== Stated exercise ==
Look over the lines below. Report each one that includes the string "styles".

== Records for this task ==
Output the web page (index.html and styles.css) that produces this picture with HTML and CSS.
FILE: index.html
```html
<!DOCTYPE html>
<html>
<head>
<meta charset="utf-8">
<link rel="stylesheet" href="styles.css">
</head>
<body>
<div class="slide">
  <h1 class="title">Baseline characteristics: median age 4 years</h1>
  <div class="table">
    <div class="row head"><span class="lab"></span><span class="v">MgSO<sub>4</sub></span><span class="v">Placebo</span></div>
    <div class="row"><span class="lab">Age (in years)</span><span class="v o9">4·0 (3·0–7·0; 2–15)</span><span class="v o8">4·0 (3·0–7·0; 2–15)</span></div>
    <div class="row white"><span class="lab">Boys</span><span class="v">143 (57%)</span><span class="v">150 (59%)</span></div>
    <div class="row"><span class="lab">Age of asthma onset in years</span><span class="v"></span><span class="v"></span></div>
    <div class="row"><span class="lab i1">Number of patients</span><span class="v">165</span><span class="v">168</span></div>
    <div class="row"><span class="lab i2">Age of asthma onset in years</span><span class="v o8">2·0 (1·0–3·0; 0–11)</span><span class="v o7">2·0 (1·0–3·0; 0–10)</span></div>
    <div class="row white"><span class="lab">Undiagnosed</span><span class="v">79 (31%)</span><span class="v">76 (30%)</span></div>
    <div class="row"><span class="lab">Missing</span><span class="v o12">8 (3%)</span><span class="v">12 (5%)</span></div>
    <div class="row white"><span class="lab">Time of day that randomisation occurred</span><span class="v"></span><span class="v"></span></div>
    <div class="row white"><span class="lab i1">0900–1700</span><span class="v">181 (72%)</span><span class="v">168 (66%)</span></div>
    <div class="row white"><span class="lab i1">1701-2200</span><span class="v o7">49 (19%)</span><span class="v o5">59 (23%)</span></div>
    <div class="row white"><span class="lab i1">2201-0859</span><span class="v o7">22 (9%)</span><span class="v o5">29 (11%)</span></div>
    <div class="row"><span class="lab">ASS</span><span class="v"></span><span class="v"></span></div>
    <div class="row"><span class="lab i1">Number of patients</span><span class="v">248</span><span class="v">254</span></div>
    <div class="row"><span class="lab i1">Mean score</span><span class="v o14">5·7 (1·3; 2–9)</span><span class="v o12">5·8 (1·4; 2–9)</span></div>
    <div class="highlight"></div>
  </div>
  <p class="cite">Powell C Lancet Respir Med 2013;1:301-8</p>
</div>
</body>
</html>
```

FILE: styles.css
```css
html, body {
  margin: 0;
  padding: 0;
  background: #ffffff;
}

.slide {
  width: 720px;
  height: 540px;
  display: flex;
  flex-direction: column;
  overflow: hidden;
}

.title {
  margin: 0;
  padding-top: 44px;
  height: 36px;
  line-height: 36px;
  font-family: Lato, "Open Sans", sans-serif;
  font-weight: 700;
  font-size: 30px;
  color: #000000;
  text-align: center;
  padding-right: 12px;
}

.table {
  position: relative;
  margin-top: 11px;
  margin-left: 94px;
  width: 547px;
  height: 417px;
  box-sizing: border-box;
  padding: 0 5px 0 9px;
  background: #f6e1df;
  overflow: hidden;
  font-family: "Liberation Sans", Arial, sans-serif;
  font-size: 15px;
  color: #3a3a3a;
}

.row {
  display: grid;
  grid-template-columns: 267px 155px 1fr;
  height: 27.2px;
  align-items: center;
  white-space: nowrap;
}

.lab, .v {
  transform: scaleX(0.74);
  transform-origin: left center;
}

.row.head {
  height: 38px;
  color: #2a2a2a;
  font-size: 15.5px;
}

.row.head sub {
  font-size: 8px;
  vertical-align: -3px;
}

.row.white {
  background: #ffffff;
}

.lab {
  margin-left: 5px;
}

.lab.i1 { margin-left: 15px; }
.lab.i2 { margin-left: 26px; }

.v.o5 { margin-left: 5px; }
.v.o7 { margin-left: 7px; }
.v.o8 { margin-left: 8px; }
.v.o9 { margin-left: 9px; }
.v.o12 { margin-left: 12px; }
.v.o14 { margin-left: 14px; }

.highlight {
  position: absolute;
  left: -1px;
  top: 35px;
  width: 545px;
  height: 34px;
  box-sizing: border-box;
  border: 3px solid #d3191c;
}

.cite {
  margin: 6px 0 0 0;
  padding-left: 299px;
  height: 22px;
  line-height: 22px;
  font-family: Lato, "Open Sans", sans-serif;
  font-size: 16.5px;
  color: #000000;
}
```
---
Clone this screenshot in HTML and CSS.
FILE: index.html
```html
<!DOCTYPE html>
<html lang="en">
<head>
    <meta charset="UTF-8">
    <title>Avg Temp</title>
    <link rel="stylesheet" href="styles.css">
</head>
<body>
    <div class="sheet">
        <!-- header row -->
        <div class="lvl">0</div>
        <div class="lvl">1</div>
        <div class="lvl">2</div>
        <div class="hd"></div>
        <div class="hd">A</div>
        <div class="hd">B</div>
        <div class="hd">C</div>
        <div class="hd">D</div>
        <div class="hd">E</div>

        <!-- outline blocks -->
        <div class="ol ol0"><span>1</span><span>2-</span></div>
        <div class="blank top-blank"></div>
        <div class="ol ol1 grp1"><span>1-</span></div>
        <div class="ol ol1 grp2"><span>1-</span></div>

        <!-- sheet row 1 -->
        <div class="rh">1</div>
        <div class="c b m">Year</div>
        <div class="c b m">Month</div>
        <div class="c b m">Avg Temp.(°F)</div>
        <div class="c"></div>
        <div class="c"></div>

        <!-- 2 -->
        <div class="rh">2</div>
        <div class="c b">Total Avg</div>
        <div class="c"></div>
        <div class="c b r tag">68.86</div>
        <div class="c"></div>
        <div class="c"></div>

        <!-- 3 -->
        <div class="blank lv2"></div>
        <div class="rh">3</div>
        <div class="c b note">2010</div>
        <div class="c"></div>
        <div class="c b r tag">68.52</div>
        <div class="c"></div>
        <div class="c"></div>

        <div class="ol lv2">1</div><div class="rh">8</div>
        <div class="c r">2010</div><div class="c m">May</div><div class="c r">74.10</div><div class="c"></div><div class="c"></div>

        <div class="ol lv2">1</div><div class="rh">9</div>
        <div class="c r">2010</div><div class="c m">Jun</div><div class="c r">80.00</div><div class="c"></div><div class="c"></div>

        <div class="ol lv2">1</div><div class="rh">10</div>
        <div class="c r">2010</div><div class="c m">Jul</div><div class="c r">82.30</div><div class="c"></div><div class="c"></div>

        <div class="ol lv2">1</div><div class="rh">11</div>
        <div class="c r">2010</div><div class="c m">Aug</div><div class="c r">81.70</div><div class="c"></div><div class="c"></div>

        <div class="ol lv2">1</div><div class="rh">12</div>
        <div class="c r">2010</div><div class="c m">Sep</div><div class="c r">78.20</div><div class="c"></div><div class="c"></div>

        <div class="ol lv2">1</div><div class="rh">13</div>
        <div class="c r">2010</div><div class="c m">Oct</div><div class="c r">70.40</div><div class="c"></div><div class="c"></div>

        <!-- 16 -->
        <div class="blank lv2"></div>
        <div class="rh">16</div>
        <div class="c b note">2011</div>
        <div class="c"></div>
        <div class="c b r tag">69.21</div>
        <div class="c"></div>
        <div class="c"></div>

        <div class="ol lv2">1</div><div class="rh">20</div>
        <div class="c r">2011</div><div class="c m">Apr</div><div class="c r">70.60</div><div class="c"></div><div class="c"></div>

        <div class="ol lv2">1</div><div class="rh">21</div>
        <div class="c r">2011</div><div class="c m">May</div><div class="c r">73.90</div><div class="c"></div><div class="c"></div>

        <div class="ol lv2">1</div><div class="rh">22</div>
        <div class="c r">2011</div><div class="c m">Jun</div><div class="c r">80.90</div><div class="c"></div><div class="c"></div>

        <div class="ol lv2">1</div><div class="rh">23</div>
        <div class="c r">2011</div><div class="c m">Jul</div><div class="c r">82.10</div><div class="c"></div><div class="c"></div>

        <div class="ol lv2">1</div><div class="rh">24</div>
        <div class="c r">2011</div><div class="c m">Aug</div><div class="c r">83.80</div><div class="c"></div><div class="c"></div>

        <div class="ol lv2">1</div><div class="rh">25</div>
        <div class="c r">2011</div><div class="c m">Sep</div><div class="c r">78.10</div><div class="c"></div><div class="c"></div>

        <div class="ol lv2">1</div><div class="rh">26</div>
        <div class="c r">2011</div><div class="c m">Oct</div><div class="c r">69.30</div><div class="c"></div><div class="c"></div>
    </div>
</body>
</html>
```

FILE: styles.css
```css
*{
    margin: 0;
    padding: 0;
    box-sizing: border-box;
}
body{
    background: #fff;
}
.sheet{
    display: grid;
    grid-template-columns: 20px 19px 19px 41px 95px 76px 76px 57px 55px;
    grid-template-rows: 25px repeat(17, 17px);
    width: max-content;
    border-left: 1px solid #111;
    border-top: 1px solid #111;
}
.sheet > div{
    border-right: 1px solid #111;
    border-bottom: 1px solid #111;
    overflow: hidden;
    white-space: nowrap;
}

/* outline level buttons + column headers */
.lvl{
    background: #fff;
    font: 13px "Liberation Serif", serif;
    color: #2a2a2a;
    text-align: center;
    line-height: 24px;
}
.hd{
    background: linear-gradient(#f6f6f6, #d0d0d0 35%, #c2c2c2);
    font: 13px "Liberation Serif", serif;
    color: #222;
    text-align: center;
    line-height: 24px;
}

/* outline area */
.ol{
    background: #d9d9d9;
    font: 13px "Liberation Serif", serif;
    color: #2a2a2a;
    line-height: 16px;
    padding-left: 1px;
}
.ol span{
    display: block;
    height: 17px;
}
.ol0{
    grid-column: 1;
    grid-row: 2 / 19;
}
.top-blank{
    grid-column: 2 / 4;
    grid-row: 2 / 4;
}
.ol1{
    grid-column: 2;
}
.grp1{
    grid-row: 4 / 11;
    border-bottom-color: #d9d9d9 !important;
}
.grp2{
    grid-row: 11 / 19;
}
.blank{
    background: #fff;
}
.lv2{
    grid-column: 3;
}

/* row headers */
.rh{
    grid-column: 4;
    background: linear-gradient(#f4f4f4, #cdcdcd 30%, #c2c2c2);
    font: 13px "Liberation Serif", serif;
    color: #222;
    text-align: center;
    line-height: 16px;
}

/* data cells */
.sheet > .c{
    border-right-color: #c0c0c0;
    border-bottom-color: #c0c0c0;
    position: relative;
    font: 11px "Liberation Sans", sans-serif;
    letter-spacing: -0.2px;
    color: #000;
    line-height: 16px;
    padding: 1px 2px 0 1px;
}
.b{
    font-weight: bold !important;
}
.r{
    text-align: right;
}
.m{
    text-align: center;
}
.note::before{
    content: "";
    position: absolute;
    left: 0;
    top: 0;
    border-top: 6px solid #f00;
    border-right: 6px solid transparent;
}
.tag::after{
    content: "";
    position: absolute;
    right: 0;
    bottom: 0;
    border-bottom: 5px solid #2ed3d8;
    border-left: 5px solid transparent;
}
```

== Solved exercise ==
Output the web page (index.html and styles.css) that produces this picture with HTML and CSS.
<link rel="stylesheet" href="styles.css">
FILE: styles.css
    <link rel="stylesheet" href="styles.css">
FILE: styles.css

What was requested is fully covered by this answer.